Mediterranean Southwest Europe includes Portugal’s Algarve and Alentejo; Spain’s Extremadura, Andalusia, Murcia, Valencia, Castile/La Mancha, southeastern Castile and León, Madrid, southeastern Rioja, southeastern Navarra, Aragon, Catalonia, and the Balearic Islands; Andorra; all of Italy including Venice, Sicily, and Sardinia; and Malta.

  • Anchors: the Andalusian taifas (Seville, Zaragoza, Valencia), the Ebro corridor and Catalan march, Lisbon/Algarve–Alentejo as frontier, the Castile/La Mancha–Madrid plateau edge, the Balearics under Muslim control, Venice and the Adriatic, Pisa/Genoa on the Ligurian coast, Apulia–Naples, and Sicily–Malta shifting to Norman hands, with Sardinia under Pisan–Genoese influence.

Climate and Environmental Shifts

  • Warm, stable conditions continued; vine and olive belts from Andalusia to Tuscany prospered.

Societies and Political Developments

  • Al-Andalus fragmented into taifas (after 1031); Seville, Valencia, Zaragoza competed until Almoravid intervention (1086).

  • León–Castile, Aragon, Navarre, Catalonia advanced the Reconquista; Toledo fell to Alfonso VI (1085).

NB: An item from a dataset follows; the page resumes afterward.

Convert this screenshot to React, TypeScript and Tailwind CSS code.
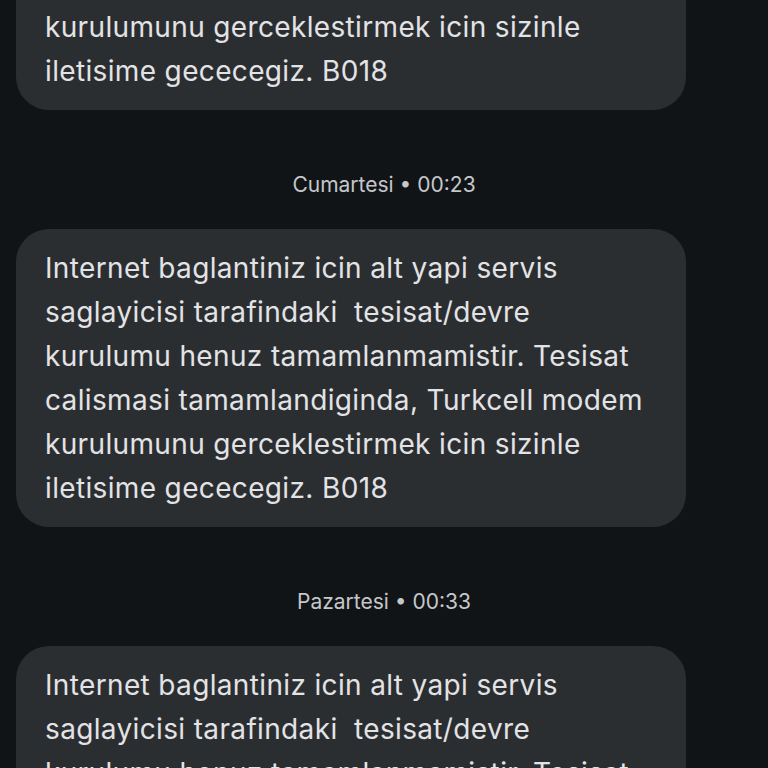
import React from "react";

const lines = [
  "Internet baglantiniz icin alt yapi servis",
  "saglayicisi tarafindaki  tesisat/devre",
  "kurulumu henuz tamamlanmamistir. Tesisat",
  "calismasi tamamlandiginda, Turkcell modem",
  "kurulumunu gerceklestirmek icin sizinle",
  "iletisime gececegiz. B018",
];

function Bubble() {
  return (
    <div className="w-[670px] rounded-[33px] bg-[#2b2e31] px-[29px] py-[17px] text-[28px] leading-[44px] tracking-[0.35px] text-[#e3e3e6]">
      {lines.map((l, i) => (
        <div key={i} className="whitespace-pre">
          {l}
        </div>
      ))}
    </div>
  );
}

function Stamp({ text }: { text: string }) {
  return (
    <div className="flex h-[119px] items-center justify-center pt-[31px] text-[21px] text-[#c5c7ca]">
      {text}
    </div>
  );
}

export default function App() {
  return (
    <div
      className="h-[768px] w-[768px] overflow-hidden bg-[#111417]"
      style={{ fontFamily: "Inter, Roboto, sans-serif" }}
    >
      <div className="-mt-[188px] flex flex-col px-4">
        <Bubble />
        <Stamp text="Cumartesi • 00:23" />
        <Bubble />
        <Stamp text="Pazartesi • 00:33" />
        <Bubble />
      </div>
    </div>
  );
}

  • Norman conquest of Sicily (1061–1091) created a tri-lingual kingdom (Latin–Greek–Arabic); Malta joined the Norman sphere.

  • Italy: Venice, Genoa, Pisa matured as communes; Venice led Adriatic commerce and crusade logistics on the eve of 1096.

  • Sardinia: Pisa and Genoa contested the judicati.

Economy and Trade

  • Taifa luxury crafts (textiles, carved stucco), Valencian irrigation; Venetian, Genoese, Pisan fleets dominated Levant and western Med routes; Sicilian sugar/citrus expanded under Norman irrigation.

Subsistence and Technology

  • Andalusi waterworks; Italian shipyards (lateen rigs, standardized hulls); urban notarial systems in Venice and Genoa.

Movement and Interaction Corridors

  • Ebro–Tagus–Guadalquivir trunks; Pyrenean passes (Somport) linking Aragon–Catalonia to Andorra; Adriatic lanes radiating from Venice; Tyrrhenian circuits Sardinia–Sicily–Naples–Rome.

Belief and Symbolism

  • Islamic, Mozarabic, and Latin cultures intertwined in Iberia; Norman Sicily’s royal chapel (Palatine prototypes) symbolized syncretism; crusading ethos rose in Italian ports.

Long-Term Significance

By 1107, Venice and sister communes dominated sea-lanes; Norman Sicily was a Mediterranean hinge; Iberian monarchies pressed south against taifas and Almoravids.